Edward lures Charlotte to his mansion late one night while Freda and the servant are out, where it is revealed that Charlotte is actually Dora. He admits killing her sister before trying to make her leave, however Freda returns home unexpectedly and escorts Charlotte to the door. After Charlotte drives away, Edward tells a horrified Freda that he killed Monica, secure in the knowledge that a wife cannot be compelled to testify against her husband and that he expects to inherit Charlotte's money, because he has tampered with the brakes on her car. He is shocked when Phillip enters the room, having heard his confession, followed by Charlotte herself. She had returned to the house after meeting the lawyer at the house entrance. Edward flees in his car, but the entrance is blocked, so he switches to another vehicle, only to realise too late that he has taken Charlotte's car. He loses control and drives over a cliff to his death.

==Cast==
- Dirk Bogarde as Edward "Teddy" Bare
- Margaret Lockwood as Freda Jeffries
- Kay Walsh as Charlotte Young
- Kathleen Harrison as the Maid (Emily/Emmie)
- Robert Flemyng as Phillip Mortimer
- Mona Washbourne as Monica Bare
- Philip Stainton as Charlie Mann, a business associate of Edward
- Walter Hudd as the Coroner
- Lita Roza as a singer (her film debut)

==Production==
The film was based on the play Murder Mistaken by Janet Green. Green wanted Dirk Bogarde to be in the play, but he declined, and Derek Farr played the role. When Lewis Gilbert was making The Sea Shall Not Have Them (1954), he saw the play and thought it would make a good film, and he persuaded Bogarde to play the lead.

Bogarde helped get Margaret Lockwood to co-star; "I was dubious about being able to play such a character, though I liked her honesty," said Lockwood.

Filming started at Elstree Studios on 12 April 1955 under the title Naked Flame. It was Gilbert's first production for his own company.

"I think it was an interesting plot, very claustrophobic," said Gilbert. "I think it was the best thing Margaret Lockwood did. She was great in the film."

Dirk Bogarde later said, "The unwholesomeness of the hero was what was fun about it."

==Reception==
===Box office===
According to Kinematograph Weekly, the film was a "money maker" at the British box office in 1955. However, Dirk Bogarde said, "The film was a failure":
It was the first time I had come under another star's name – Margaret Lockwood – and it just died, which was a pity because it was a very good movie, and I had persuaded Maggie to do it. I remember being on tour in Cardiff with a play and I saw a poster for Cast a Dark Shadow, it had "Dirk Bogarde in Cast a Dark Shadow" and, at the very bottom, "with Margaret Lockwood". They altered the billing order because they saw it was dying and that, astoundingly, her name had killed it, though it was probably her best performance ever.
Lewis Gilbert later said, "It was reasonably successful but by then Margaret [Lockwood] had been in several bad films and her name on a picture was rather counter-productive." He said she got "wonderful notices" but it was "too late for her. She'd already lost her audience. The film just scraped home, we just made a profit."

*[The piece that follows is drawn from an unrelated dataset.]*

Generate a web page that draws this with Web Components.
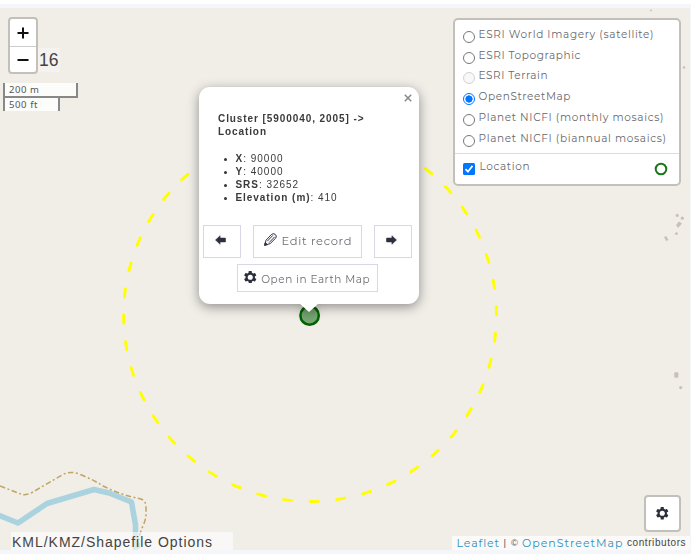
<!DOCTYPE html>
<html lang="en">
<head>
<meta charset="utf-8">
<title>Map</title>
<style>
html,body{margin:0;width:691px;height:554px;overflow:hidden;background:#fff}
body{font-family:"Liberation Sans",Arial,sans-serif}
</style>
</head>
<body>
<map-page></map-page>
<script>
const define = (name, html, setup) => customElements.define(name, class extends HTMLElement {
  connectedCallback() {
    if (this.shadowRoot) return;
    const t = document.createElement('template');
    t.innerHTML = html;
    this.attachShadow({mode: 'open'}).append(t.content.cloneNode(true));
    if (setup) setup.call(this, this.shadowRoot);
  }
});

// One line of text, tracked so that it fills the width given in w.
define('tracked-text', `<style>:host{display:inline-block;white-space:pre}span{display:inline-block}</style><span><slot></slot></span>`, function (root) {
  const s = root.querySelector('span'), w = +this.getAttribute('w');
  const n = this.textContent.length;
  s.style.letterSpacing = '0px';
  const cur = s.getBoundingClientRect().width;
  const gap = (w - cur) / (n - 1);
  s.style.letterSpacing = gap + 'px';
  s.style.marginRight = -gap + 'px';
});

define('gear-icon', `<style>:host{display:block;width:12.500px;height:12.500px}svg{display:block;width:100%;height:100%}</style>
<svg viewBox="-12 -12 24 24"><g fill="#2c2f3c"><rect x="-3" y="-12" width="6" height="24" rx="1"/><rect x="-3" y="-12" width="6" height="24" rx="1" transform="rotate(60)"/><rect x="-3" y="-12" width="6" height="24" rx="1" transform="rotate(120)"/><circle r="9"/></g><circle r="4.9" fill="#fff"/></svg>`);

define('arrow-icon', `<style>:host{display:block;width:11px;height:10px}:host([right]){transform:scaleX(-1)}svg{display:block}</style>
<svg width="11" height="10" viewBox="0 0 11 10"><path d="M.5 5 5.1.7V3H10q.6 0 .6.6v2.8q0 .6-.6.6H5.1v2.3z" fill="#2c2f3c" stroke="#2c2f3c" stroke-width=".5" stroke-linejoin="round"/></svg>`);

define('pencil-icon', `<style>:host{display:block;width:13px;height:13px}svg{display:block}</style>
<svg width="13" height="13" viewBox="0 0 13 13" fill="none" stroke="#343744" stroke-width="1" stroke-linejoin="round"><path d="M.7 12.2 2 7.2 7.300 1.6Q9-.1 11.2 1.3 13.2 3 11.800 5L6.200 10.6zM3.300 8.200 8.800 2.400M5.100 9.600 10.700 3.800"/><path d="M.5 12.400 1.200 9.600 3.500 11.6z" fill="#343744"/></svg>`);

define('map-canvas', `<style>:host{display:block;width:690px;height:542px}svg{display:block}</style>
<svg width="690" height="542" viewBox="0 8 690 542">
<rect y="8" width="690" height="542" fill="#f1eee8"/>
<g fill="#cbc0b8"><circle cx="651" cy="10.5" r="1"/><circle cx="684" cy="67.5" r="1.3"/><circle cx="677.2" cy="215.4" r="1.6"/><circle cx="682.3" cy="218.2" r="1.6"/><path d="m676 225 3-3.5 3 2-4 4.5z"/><circle cx="676.4" cy="233.7" r="1.4"/><path d="m664 237 2.3-1 2.2 4-2.5 1z"/><rect x="674.3" y="372.3" width="4" height="5.5" rx="1"/><circle cx="680.7" cy="387.6" r="1.6"/></g>
<path d="M-2 515 18 523 47 503.500 94 489.500 109 493 131.500 502 135.500 525V551" fill="none" stroke="#aad3df" stroke-width="5.600" stroke-linejoin="round"/>
<path d="M0 486 22 494.500Q26 495.500 33 492L62 475Q70 470.500 79 474 92 479 103 486 117 493 132 497L141 499Q146 501 146 507V516Q145 522 142 528L139 537V550" fill="none" stroke="#c1a366" stroke-width="1.500" stroke-dasharray="5.500 2.500 2 2.500"/>
<path d="M123.600 315A186.400 186.400 0 1 0 496.400 315A186.400 186.400 0 1 0 123.600 315" fill="none" stroke="#ff0" stroke-width="2.900" stroke-linecap="round" stroke-dasharray="8.300 18.320"/>
<circle cx="309.600" cy="315.500" r="9.200" fill="#006400" fill-opacity=".5" stroke="#006400" stroke-width="2.500"/>
</svg>`);

define('zoom-control', `<style>:host{display:flex;align-items:flex-end}
.bar{box-sizing:border-box;width:30px;height:57px;border:2px solid #c3c0bb;border-radius:4px;background:#fff;display:grid;grid-template-rows:27px 26px;overflow:hidden}
.b{display:grid;place-items:center}.b+.b{border-top:1px solid #ccc;box-sizing:border-box}svg{display:block}
.n{width:22px;height:24px;background:#ffffff4d;font:17.500px/25px "Liberation Sans",sans-serif;color:#444;margin-bottom:2px;padding-left:1px;box-sizing:border-box;white-space:nowrap}</style>
<div class="bar"><div class="b"><svg width="12" height="12"><path d="M6 .5v11M.5 6h11" stroke="#111" stroke-width="2"/></svg></div><div class="b"><svg width="12" height="4"><path d="M.5 2h11" stroke="#111" stroke-width="2"/></svg></div></div><div class="n"><tracked-text w="19.5">16</tracked-text></div>`);

define('scale-bar', `<style>:host{display:block;color:#555;font:9.500px/13px "Noto Sans",sans-serif}
div{box-sizing:border-box;border:2px solid #888;border-top:0;background:#fffc;padding-left:4px;height:15px;width:75px}
div+div{border-bottom:0;border-width:0 2px;height:13px;width:57px;line-height:13px}</style>
<div><tracked-text w="30">200 m</tracked-text></div><div><tracked-text w="28.5">500 ft</tracked-text></div>`);

define('box-button', `<style>:host{box-sizing:border-box;display:flex;align-items:center;justify-content:center;border:1px solid #d8d7e5;background:#fff;color:#6d6d74;font-family:Montserrat,Inter,sans-serif}</style><slot></slot>`);

define('map-popup', `<style>:host{display:block;width:220px;height:217px;filter:drop-shadow(0 3px 6px #0006)}
.card{box-sizing:border-box;width:220px;height:217px;background:#fff;border-radius:11px;padding:25px 7px 0 4px;color:#3a3a3a;font:10px/13.300px "Liberation Sans",sans-serif;position:relative}
.x{position:absolute;right:7.500px;top:7px;display:block}
.title,ul{margin-left:15px}.title{font-weight:700}.title tracked-text{display:block;height:13.300px}
ul{list-style:none;padding:0;margin-top:13px;margin-bottom:0}
li{display:flex;align-items:center;height:13.150px;padding-left:6px}
li:before{content:"";width:3px;height:3px;border-radius:50%;background:#333;margin-right:8.500px;margin-top:2px}
.row{display:flex;justify-content:space-between;margin-top:21px;width:209px}
.row box-button{height:33px;width:38px;padding-right:4px;padding-bottom:3px}.row .e{width:109px;gap:5px;font-size:11.500px;padding:0}
.e pencil-icon{margin-top:-4px}
.earth{width:141px;height:28px;margin:6px 0 0 33.500px;gap:4.500px;font-size:10.500px}.earth gear-icon{margin-top:-2px}.earth tracked-text{margin-top:2px}
.tip{display:block;margin:-1px 0 0 99px}</style>
<div class="card"><svg class="x" width="8" height="8"><path d="m.8.8 6.400 6.400m0-6.400L.8 7.200" stroke="#888" stroke-width="1.500"/></svg>
<div class="title"><tracked-text w="145.5">Cluster [5900040, 2005] -&gt;</tracked-text><tracked-text w="48">Location</tracked-text></div>
<ul><li><tracked-text w="47"><b>X</b>: 90000</tracked-text></li><li><tracked-text w="47"><b>Y</b>: 40000</tracked-text></li><li><tracked-text w="62.5"><b>SRS</b>: 32652</tracked-text></li><li><tracked-text w="101"><b>Elevation (m)</b>: 410</tracked-text></li></ul>
<div class="row"><box-button><arrow-icon></arrow-icon></box-button><box-button class="e"><pencil-icon></pencil-icon><tracked-text w="70">Edit record</tracked-text></box-button><box-button><arrow-icon right></arrow-icon></box-button></div>
<box-button class="earth"><gear-icon></gear-icon><tracked-text w="108.5">Open in Earth Map</tracked-text></box-button></div>
<svg class="tip" width="22" height="10"><path d="M1 0h20L11 9z" fill="#fff"/></svg>`);

define('layer-row', `<style>:host{display:flex;height:20.800px;align-items:center;gap:3.500px;color:#68686d;font:10.500px/20px Montserrat,Inter,sans-serif}
i{box-sizing:border-box;width:12px;height:12px;border:1px solid #777;border-radius:50%;background:#fff;margin-top:4px;flex:none}
:host([off]) i{border-color:#d3d3d3;background:#f8f8f8}
:host([on]) i{border-color:#0075ff;background:radial-gradient(circle,#0075ff 3.300px,#fff 3.900px)}</style><i></i><slot></slot>`);

define('layers-control', `<style>:host{box-sizing:border-box;display:block;width:228px;height:168px;border:2px solid #c3c0bb;border-radius:5px;background:#fff;padding:4.500px 0 0 8px}
.sep{border-top:1px solid #ddd;margin:3.700px 0 0 -8px}
.loc{display:flex;align-items:center;height:30px;color:#68686d;font:10.500px/20px Montserrat,Inter,sans-serif}.loc svg{display:block}.loc tracked-text{margin:-3px 0 0 4.500px}.ring{margin-left:124.500px}</style>
<layer-row><tracked-text w="175">ESRI World Imagery (satellite)</tracked-text></layer-row>
<layer-row><tracked-text w="102">ESRI Topographic</tracked-text></layer-row>
<layer-row off><tracked-text w="69">ESRI Terrain</tracked-text></layer-row>
<layer-row on><tracked-text w="92">OpenStreetMap</tracked-text></layer-row>
<layer-row><tracked-text w="185">Planet NICFI (monthly mosaics)</tracked-text></layer-row>
<layer-row><tracked-text w="187.5">Planet NICFI (biannual mosaics)</tracked-text></layer-row>
<div class="sep"></div>
<div class="loc"><svg width="12" height="12"><rect width="12" height="12" rx="1.500" fill="#0075ff"/><path d="m2.500 6.200 2.400 2.500 4.600-5.800" fill="none" stroke="#fff" stroke-width="1.700"/></svg><tracked-text w="50">Location</tracked-text><svg class="ring" width="14" height="14"><circle cx="7" cy="7" r="5.300" fill="none" stroke="#187818" stroke-width="2"/></svg></div>`);

define('map-attribution', `<style>:host{box-sizing:border-box;width:238px;height:14px;background:#ffffffb3;display:flex;align-items:center;padding-left:4.500px;font:11px/14px Montserrat,Inter,sans-serif;color:#555;white-space:nowrap}
a{color:#2b91bd}.s{font:10px/14px "Liberation Sans",sans-serif;color:#444}.s.c{margin-left:4.500px}.m{margin:0 4px 0 4.500px;font:9.500px/14px "Liberation Sans",sans-serif}</style>
<a><tracked-text w="42.5">Leaflet</tracked-text></a><tracked-text class="m" w="14.5">| ©</tracked-text><a><tracked-text w="100.5">OpenStreetMap</tracked-text></a><tracked-text class="s c" w="58.5">contributors</tracked-text>`);

define('map-page', `<style>:host{display:block;position:relative;box-sizing:border-box;width:691px;height:554px;border-top:4px solid #fff;padding-top:4px;background:#f4f6f9;overflow:hidden}
.o{position:absolute}
.kml{left:11px;top:528px;width:222px;height:18px;background:#ffffff99;color:#444;font:14px/20px "Liberation Sans",sans-serif;box-sizing:border-box;padding-left:1px}
.gear{left:644px;top:491px;width:37px;height:37px;border:2px solid #c3c0bb;border-radius:4px;background:#fff;display:grid;place-items:center;box-sizing:border-box}</style>
<map-canvas></map-canvas>
<zoom-control class="o" style="left:8px;top:13px"></zoom-control>
<scale-bar class="o" style="left:3px;top:79px"></scale-bar>
<map-popup class="o" style="left:199px;top:83px"></map-popup>
<layers-control class="o" style="left:453px;top:14px"></layers-control>
<div class="o kml"><tracked-text w="200">KML/KMZ/Shapefile Options</tracked-text></div>
<div class="o gear"><gear-icon></gear-icon></div>
<map-attribution class="o" style="left:452px;top:532px"></map-attribution>`);
</script>
</body>
</html>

After making the movie, Lockwood did not appear in a feature film for another 21 years. "I'm glad I did it, but am still wondering exactly where it got me," she said in 1973.

===Critical reception===
Monthly Film Bulletin wrote: "This is an old-fashioned and thorough-going melodrama, adapted from the stage and retaining – notably in the big scene in which Bare confronts his victim's sister – a decidedly theatrical flavour. It is conventionally but competently managed, achieving an occasional note of the authentically squalid and shabby in developing Bare's dealings with the three women. Although built up largely through mannerisms, Margaret Lockwood's performance as the retired barmaid has considerable spirit."

Bosley Crowther of The New York Times wrote that the actors are skilled but "they are not offered many opportunities to make Cast a Dark Shadow mysterious or tense."

Maclean's film reviewer Clyde Gilmour described the film as "[a] solid little murder thriller from Britain."

Halliwell's Film & Video Guide described the film as "[unambitious] but enjoyable melodrama, well acted though with directorial opportunities missed."

In British Sound Films: The Studio Years 1928–1959, David Quinlan rated the film as "good", writing, "Stagey thriller, played with panache."

The Radio Times Guide to Films gave the film 3/5 stars, writing: "After murdering his wife Mona Washbourne for her money, Dirk Bogarde marries canny Margaret Lockwood who proves less easy to dispose of. When he meets Kay Walsh, however, murder is back on the agenda. A modest but entertaining melodrama, directed by Lewis Gilbert with a stylish and proficient cast. Lockwood, who would return to the screen only once more two decades later, is particularly effective."

===Home media===
Cast a Dark Shadow was given a DVD commercial release by Simply Media in June 2015.